#### WHAT THIS TASK INVOLVES:
Transcribe the records below in full; pictures stay out of the copy.

#### RECORDS SUPPLIED:
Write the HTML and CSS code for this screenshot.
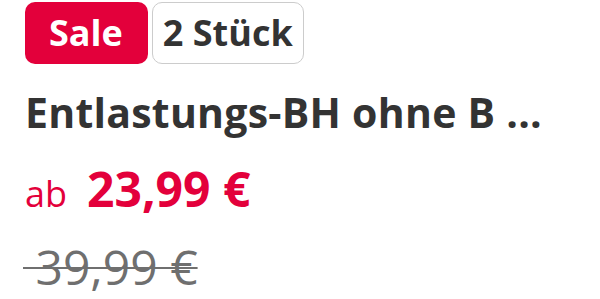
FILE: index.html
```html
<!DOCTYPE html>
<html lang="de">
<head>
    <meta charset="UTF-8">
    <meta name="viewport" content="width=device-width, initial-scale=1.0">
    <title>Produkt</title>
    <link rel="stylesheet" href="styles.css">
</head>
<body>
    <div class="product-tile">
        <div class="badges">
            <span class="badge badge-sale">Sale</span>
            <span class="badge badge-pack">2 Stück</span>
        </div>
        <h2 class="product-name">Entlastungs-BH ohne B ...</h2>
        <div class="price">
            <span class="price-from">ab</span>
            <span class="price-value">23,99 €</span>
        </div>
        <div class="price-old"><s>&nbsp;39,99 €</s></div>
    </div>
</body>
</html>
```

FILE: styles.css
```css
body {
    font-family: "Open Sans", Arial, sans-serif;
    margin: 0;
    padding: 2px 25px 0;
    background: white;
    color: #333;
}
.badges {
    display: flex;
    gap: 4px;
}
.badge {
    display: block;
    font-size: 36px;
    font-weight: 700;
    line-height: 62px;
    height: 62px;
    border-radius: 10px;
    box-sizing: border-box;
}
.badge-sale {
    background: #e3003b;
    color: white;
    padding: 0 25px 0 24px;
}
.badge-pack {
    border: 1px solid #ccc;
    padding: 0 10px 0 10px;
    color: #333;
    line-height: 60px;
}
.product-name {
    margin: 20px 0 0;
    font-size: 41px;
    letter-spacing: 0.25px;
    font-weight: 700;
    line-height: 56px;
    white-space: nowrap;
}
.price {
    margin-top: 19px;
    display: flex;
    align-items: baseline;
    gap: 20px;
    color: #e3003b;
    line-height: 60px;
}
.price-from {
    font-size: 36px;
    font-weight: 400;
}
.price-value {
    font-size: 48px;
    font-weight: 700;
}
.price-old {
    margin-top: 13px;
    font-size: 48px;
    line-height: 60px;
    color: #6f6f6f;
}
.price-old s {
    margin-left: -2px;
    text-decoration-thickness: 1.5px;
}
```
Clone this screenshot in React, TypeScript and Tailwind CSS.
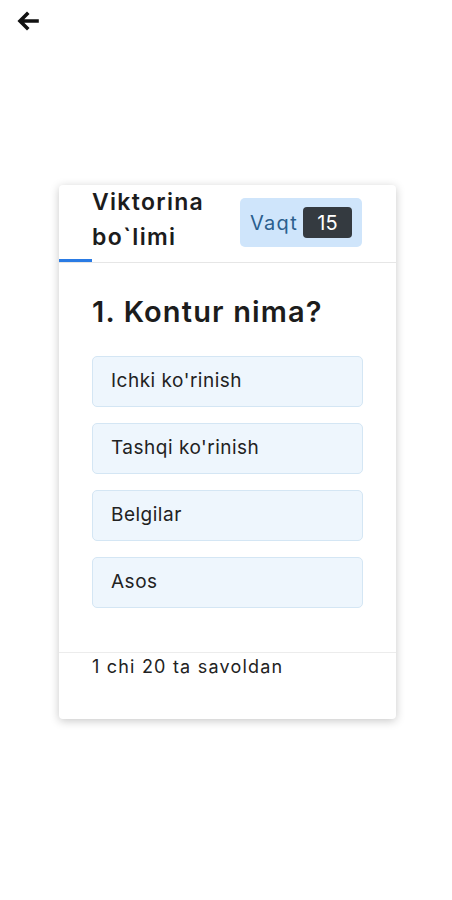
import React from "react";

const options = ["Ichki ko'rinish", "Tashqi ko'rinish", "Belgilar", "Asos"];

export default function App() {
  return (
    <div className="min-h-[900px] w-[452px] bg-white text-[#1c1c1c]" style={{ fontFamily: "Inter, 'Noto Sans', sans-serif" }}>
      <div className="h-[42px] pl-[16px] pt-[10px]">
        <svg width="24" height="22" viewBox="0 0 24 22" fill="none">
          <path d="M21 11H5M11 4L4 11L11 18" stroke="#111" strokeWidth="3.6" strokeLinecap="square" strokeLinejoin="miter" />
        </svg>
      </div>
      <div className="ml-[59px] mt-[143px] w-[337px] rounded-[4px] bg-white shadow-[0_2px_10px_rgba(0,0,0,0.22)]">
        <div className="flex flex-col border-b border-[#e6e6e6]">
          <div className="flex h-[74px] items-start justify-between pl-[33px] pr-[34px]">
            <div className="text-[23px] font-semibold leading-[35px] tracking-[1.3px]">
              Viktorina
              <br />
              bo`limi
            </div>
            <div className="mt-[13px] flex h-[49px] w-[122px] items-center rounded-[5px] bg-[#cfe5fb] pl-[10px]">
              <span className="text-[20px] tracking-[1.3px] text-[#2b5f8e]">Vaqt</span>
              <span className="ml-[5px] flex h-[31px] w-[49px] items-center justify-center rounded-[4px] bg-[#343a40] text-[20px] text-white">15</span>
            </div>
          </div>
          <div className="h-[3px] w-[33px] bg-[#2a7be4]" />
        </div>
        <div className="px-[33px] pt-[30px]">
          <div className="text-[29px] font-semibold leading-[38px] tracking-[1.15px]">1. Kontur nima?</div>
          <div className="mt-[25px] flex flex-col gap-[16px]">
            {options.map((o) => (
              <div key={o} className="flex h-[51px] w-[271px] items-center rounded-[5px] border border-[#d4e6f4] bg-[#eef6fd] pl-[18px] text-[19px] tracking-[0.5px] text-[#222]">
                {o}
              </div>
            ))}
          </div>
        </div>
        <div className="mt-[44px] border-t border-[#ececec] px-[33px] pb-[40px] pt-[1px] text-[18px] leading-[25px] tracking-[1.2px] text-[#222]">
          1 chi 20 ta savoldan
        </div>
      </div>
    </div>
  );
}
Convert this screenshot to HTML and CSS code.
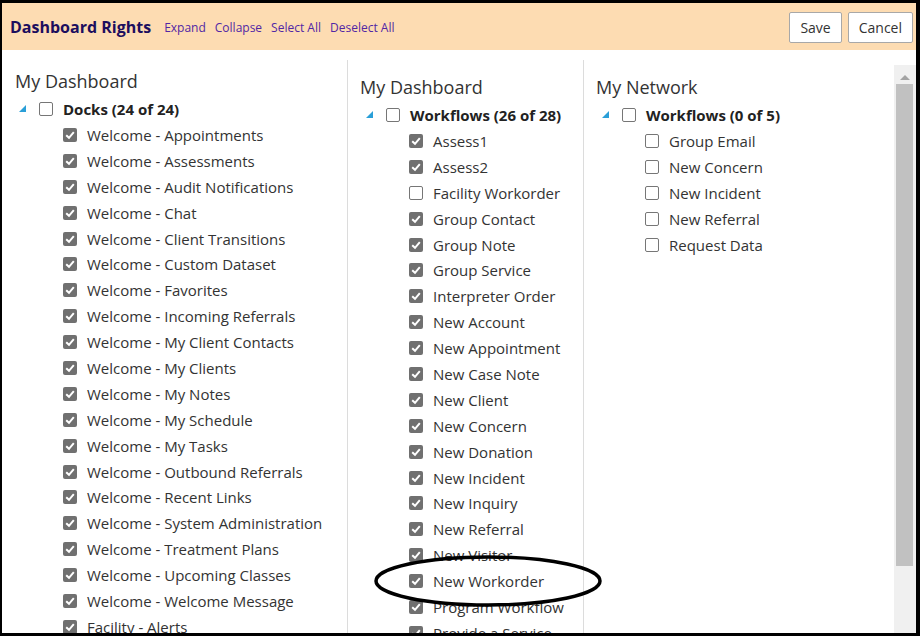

#### IN RESPONSE:
Write the HTML and CSS code for this screenshot.
FILE: index.html
```html
<!DOCTYPE html>
<html lang="de">
<head>
    <meta charset="UTF-8">
    <meta name="viewport" content="width=device-width, initial-scale=1.0">
    <title>Produkt</title>
    <link rel="stylesheet" href="styles.css">
</head>
<body>
    <div class="product-tile">
        <div class="badges">
            <span class="badge badge-sale">Sale</span>
            <span class="badge badge-pack">2 Stück</span>
        </div>
        <h2 class="product-name">Entlastungs-BH ohne B ...</h2>
        <div class="price">
            <span class="price-from">ab</span>
            <span class="price-value">23,99 €</span>
        </div>
        <div class="price-old"><s>&nbsp;39,99 €</s></div>
    </div>
</body>
</html>
```

FILE: styles.css
```css
body {
    font-family: "Open Sans", Arial, sans-serif;
    margin: 0;
    padding: 2px 25px 0;
    background: white;
    color: #333;
}
.badges {
    display: flex;
    gap: 4px;
}
.badge {
    display: block;
    font-size: 36px;
    font-weight: 700;
    line-height: 62px;
    height: 62px;
    border-radius: 10px;
    box-sizing: border-box;
}
.badge-sale {
    background: #e3003b;
    color: white;
    padding: 0 25px 0 24px;
}
.badge-pack {
    border: 1px solid #ccc;
    padding: 0 10px 0 10px;
    color: #333;
    line-height: 60px;
}
.product-name {
    margin: 20px 0 0;
    font-size: 41px;
    letter-spacing: 0.25px;
    font-weight: 700;
    line-height: 56px;
    white-space: nowrap;
}
.price {
    margin-top: 19px;
    display: flex;
    align-items: baseline;
    gap: 20px;
    color: #e3003b;
    line-height: 60px;
}
.price-from {
    font-size: 36px;
    font-weight: 400;
}
.price-value {
    font-size: 48px;
    font-weight: 700;
}
.price-old {
    margin-top: 13px;
    font-size: 48px;
    line-height: 60px;
    color: #6f6f6f;
}
.price-old s {
    margin-left: -2px;
    text-decoration-thickness: 1.5px;
}
```
Clone this screenshot in React, TypeScript and Tailwind CSS.
import React from "react";

const options = ["Ichki ko'rinish", "Tashqi ko'rinish", "Belgilar", "Asos"];

export default function App() {
  return (
    <div className="min-h-[900px] w-[452px] bg-white text-[#1c1c1c]" style={{ fontFamily: "Inter, 'Noto Sans', sans-serif" }}>
      <div className="h-[42px] pl-[16px] pt-[10px]">
        <svg width="24" height="22" viewBox="0 0 24 22" fill="none">
          <path d="M21 11H5M11 4L4 11L11 18" stroke="#111" strokeWidth="3.6" strokeLinecap="square" strokeLinejoin="miter" />
        </svg>
      </div>
      <div className="ml-[59px] mt-[143px] w-[337px] rounded-[4px] bg-white shadow-[0_2px_10px_rgba(0,0,0,0.22)]">
        <div className="flex flex-col border-b border-[#e6e6e6]">
          <div className="flex h-[74px] items-start justify-between pl-[33px] pr-[34px]">
            <div className="text-[23px] font-semibold leading-[35px] tracking-[1.3px]">
              Viktorina
              <br />
              bo`limi
            </div>
            <div className="mt-[13px] flex h-[49px] w-[122px] items-center rounded-[5px] bg-[#cfe5fb] pl-[10px]">
              <span className="text-[20px] tracking-[1.3px] text-[#2b5f8e]">Vaqt</span>
              <span className="ml-[5px] flex h-[31px] w-[49px] items-center justify-center rounded-[4px] bg-[#343a40] text-[20px] text-white">15</span>
            </div>
          </div>
          <div className="h-[3px] w-[33px] bg-[#2a7be4]" />
        </div>
        <div className="px-[33px] pt-[30px]">
          <div className="text-[29px] font-semibold leading-[38px] tracking-[1.15px]">1. Kontur nima?</div>
          <div className="mt-[25px] flex flex-col gap-[16px]">
            {options.map((o) => (
              <div key={o} className="flex h-[51px] w-[271px] items-center rounded-[5px] border border-[#d4e6f4] bg-[#eef6fd] pl-[18px] text-[19px] tracking-[0.5px] text-[#222]">
                {o}
              </div>
            ))}
          </div>
        </div>
        <div className="mt-[44px] border-t border-[#ececec] px-[33px] pb-[40px] pt-[1px] text-[18px] leading-[25px] tracking-[1.2px] text-[#222]">
          1 chi 20 ta savoldan
        </div>
      </div>
    </div>
  );
}
Convert this screenshot to HTML and CSS code.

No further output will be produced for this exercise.